自動車の車体にもしっかり貼り付き、含浸処理効果によって塗料浸透もなく、剥がす際にもテープが破れません。布より薄い紙であるために、塗料の塗り分け境目の不鮮明さも解消できました。
こうして、1920年頃、初めてマスキングテープが生まれました。
そして、日本でもこうした背景の元、日本ではクレープ紙ではなく、和紙を使ってつくられていきます。
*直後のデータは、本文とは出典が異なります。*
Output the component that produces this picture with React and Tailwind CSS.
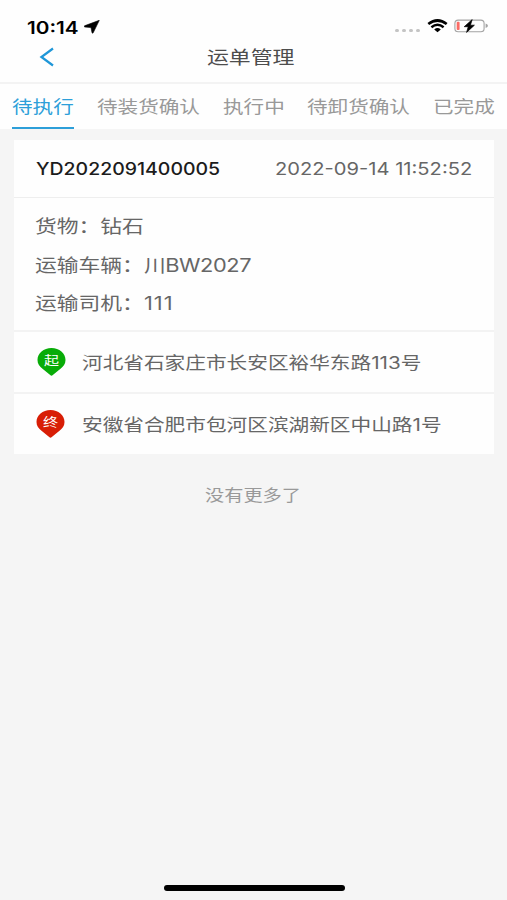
import React, { useState } from 'react'

const tabs = [
  { key: 'todo', label: '待执行', width: 'w-[62px]' },
  { key: 'load', label: '待装货确认', width: 'w-[103px]' },
  { key: 'doing', label: '执行中', width: 'w-[62px]' },
  { key: 'unload', label: '待卸货确认', width: 'w-[103px]' },
  { key: 'done', label: '已完成', width: 'w-[62px]' },
]

const order = {
  no: 'YD2022091400005',
  time: '2022-09-14 11:52:52',
  fields: [
    { label: '货物：', value: '钻石', spacing: '' },
    { label: '运输车辆：', value: '川BW2027', spacing: 'tracking-[-0.35px]' },
    { label: '运输司机：', value: '111', spacing: 'tracking-[0.9px]' },
  ],
  stops: [
    { mark: '起', color: 'text-[#08ac08]', shift: 'ml-[23px] mr-[16px]', address: '河北省石家庄市长安区裕华东路113号' },
    { mark: '终', color: 'text-[#d81e06]', shift: 'ml-[22px] mr-[17px]', address: '安徽省合肥市包河区滨湖新区中山路1号' },
  ],
}

// wide lettering
function Wide({ className = '', children }) {
  return (
    <span className={`inline-block origin-left whitespace-nowrap ${className}`}>{children}</span>
  )
}

function StatusBar() {
  return (
    <div className="flex h-[40px] items-start pl-[27px] pr-[18px] pt-[16px] text-black">
      <div className="h-[20px] w-[57px]">
        <Wide className="scale-x-[1.22] text-[17px] font-semibold leading-[20px]">10:14</Wide>
      </div>
      <svg className="mt-[4px]" width="16" height="14" viewBox="0 0 16 14">
        <path d="M15.3 0.3 L0.5 5.8 Q-0.2 6.8 0.8 7 L7 7.6 L8 12.8 Q8.5 13.6 9.2 12.8 Z" fill="currentColor" stroke="currentColor" strokeWidth="0.6" />
      </svg>
      <div className="ml-auto mt-[13px] flex gap-[3px]">
        {[0, 1, 2, 3].map((i) => <i key={i} className="h-[3px] w-[4px] rounded-full bg-[#c4c4c4]" />)}
      </div>
      <svg className="ml-[7px] mt-[3px]" width="21" height="14" viewBox="0 0 21 14">
        <path d="M1.3 5 Q10.5 -2 19.7 5" fill="none" stroke="currentColor" strokeWidth="2.7" />
        <path d="M4.4 8.2 Q10.5 3.3 16.6 8.2" fill="none" stroke="currentColor" strokeWidth="2.4" />
        <path d="M7.2 10.4 Q10.5 7.6 13.8 10.4 L10.5 13.2 Z" fill="currentColor" />
      </svg>
      <svg className="ml-[6px] mt-[3px]" width="35" height="14" viewBox="0 0 35 14">
        <rect x="0.9" y="1.1" width="29.2" height="11.6" rx="3.3" fill="none" stroke="#a3a3a3" strokeWidth="1.1" />
        <path d="M31.6 4.6 Q34 5.4 34 6.8 Q34 8.2 31.6 9 Z" fill="#a3a3a3" />
        <rect x="2.7" y="2.8" width="2.9" height="8.2" rx="1" fill="#fb6b65" />
        <path d="M18.2 0.6 L10.2 7.7 H14.2 L12.6 13.4 L20.4 6.2 H16.4 Z" fill="#000" stroke="#000" strokeWidth="0.7" />
      </svg>
    </div>
  )
}

function Pin({ mark, color, shift }) {
  return (
    <svg className={`shrink-0 ${color} ${shift}`} width="29" height="28" viewBox="0 0 29 28">
      <path d="M14.5 0 C22.4 0 28.5 5 28.5 12 C28.5 16 26.5 18.5 23.2 21 L15.8 27.1 Q14.5 28.2 13.2 27.1 L5.8 21 C2.5 18.5 0.5 16 0.5 12 C0.5 5 6.6 0 14.5 0 Z" fill="currentColor" />
      <text x="12.1" y="17" transform="scale(1.2 1)" textAnchor="middle" fontSize="12.5" fill="#fff">{mark}</text>
    </svg>
  )
}

export default function App() {
  const [active, setActive] = useState('todo')

  return (
    <div className="flex h-[900px] w-[507px] flex-col overflow-hidden bg-[#f5f5f5] font-[Inter,'Noto_Sans_CJK_SC',sans-serif]">
      <header className="h-[84px] border-b-2 border-[#f3f3f3] bg-[#fefefe]">
        <StatusBar />
        <div className="flex h-[34px] items-center pl-[39px]">
          <svg width="16" height="20" viewBox="0 0 16 20">
            <path d="M14 1.5 L2.4 10 L14 18.5" fill="none" stroke="#1f97d8" strokeWidth="2.2" />
          </svg>
          <h1 className="ml-[152px] pt-[2px] text-[#4d4d4d]">
            <Wide className="scale-x-[1.215] text-[18px] leading-[34px]">运单管理</Wide>
          </h1>
        </div>
      </header>

      <nav className="flex h-[45px] justify-between bg-[#fefefe] pl-[12px] pr-[12px]">
        {tabs.map((tab) => (
          <button
            key={tab.key}
            onClick={() => setActive(tab.key)}
            className={`h-[45px] shrink-0 border-b-2 pt-[2px] text-left ${tab.width} ${active === tab.key ? 'border-[#2d9fd9] text-[#2d9fd9]' : 'border-transparent text-[#999]'}`}
          >
            <Wide className="scale-x-[1.21] text-[17px] leading-[43px]">{tab.label}</Wide>
          </button>
        ))}
      </nav>

      <main className="px-[14px] pt-[11px]">
        <section className="w-[480px] bg-[#fefefe] text-[#666]">
          <div className="flex h-[58px] items-center border-b border-[#eee] pl-[22px] pt-[2px]">
            <div className="w-[239px] text-[#1c1c1c]">
              <Wide className="scale-x-[1.145] text-[17px] font-medium">{order.no}</Wide>
            </div>
            <Wide className="scale-x-[1.185] text-[17px]">{order.time}</Wide>
          </div>
          <div className="h-[134px] border-b-2 border-[#f3f3f3] pl-[21px] pt-[10px]">
            {order.fields.map((f) => (
              <div key={f.label} className="h-[38.5px]">
                <Wide className="scale-x-[1.21] text-[18px] leading-[38px]">
                  {f.label}
                  <span className={f.spacing}>{f.value}</span>
                </Wide>
              </div>
            ))}
          </div>
          {order.stops.map((s) => (
            <div key={s.mark} className="flex h-[62px] items-center border-b-2 border-[#f3f3f3] last:h-[60px] last:border-b-0">
              <Pin mark={s.mark} color={s.color} shift={s.shift} />
              <Wide className="scale-x-[1.215] pt-[4px] text-[17px]">{s.address}</Wide>
            </div>
          ))}
        </section>
        <p className="mt-[29px] pl-[191px] text-[#999]">
          <Wide className="scale-x-[1.2] text-[16px]">没有更多了</Wide>
        </p>
      </main>

      <div className="mb-[9px] ml-[164px] mt-auto h-[6px] w-[181px] rounded-full bg-black" />
    </div>
  )
}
ただし、和紙は薄手ながら強度があるため、粘着剤を塗る前に含浸処理をする工程はとられませんでした。


アクリル系粘着剤
接着剤の歴史は、アスファルトやニカワ、デンプン、乳脂、豚脂、松脂、蜜ろうなど多くの素材が接着剤として開拓されてきました。
さらに、松脂と蜜ろうを組み合わせた接着剤に天然ゴムが加えられた粘着剤が誕生しました。やがて石油化学工業が台頭すると、新しいゴム系、樹脂系の素材が、粘着剤の材料として提供されます。
主材としてのゴムも天然ゴムとスチレン・ブタジエンゴムが多く用いられるようになり、ニトリルゴム系やブチルゴム系のゴムも、それぞれの特性を発揮した粘着剤として使われるようになりました。さらに「より高機能な粘着剤を生み出そう」と、人々は新しい粘着剤を自らつくりだしました。合成粘着剤の誕生です。
これにより、粘着剤技術は大きな発展を迎えます。合成粘着剤の主役は、なんといってもアクリル系ポリマー(高分子)です。アクリル系ポリマーは石油からできたプラスチックで、私たちの身近な所でも使われています。
一般によく知られているものは、アクリル板と言われている有機ガラスです。耐老化性に優れており、透明性にも優れたプラスチックで、光や紫外線をガラスよりも良く透過させるため、粘着剤の中核ポリマーとして活発に開発が進められ、今日の粘着テープの繁栄を築きました。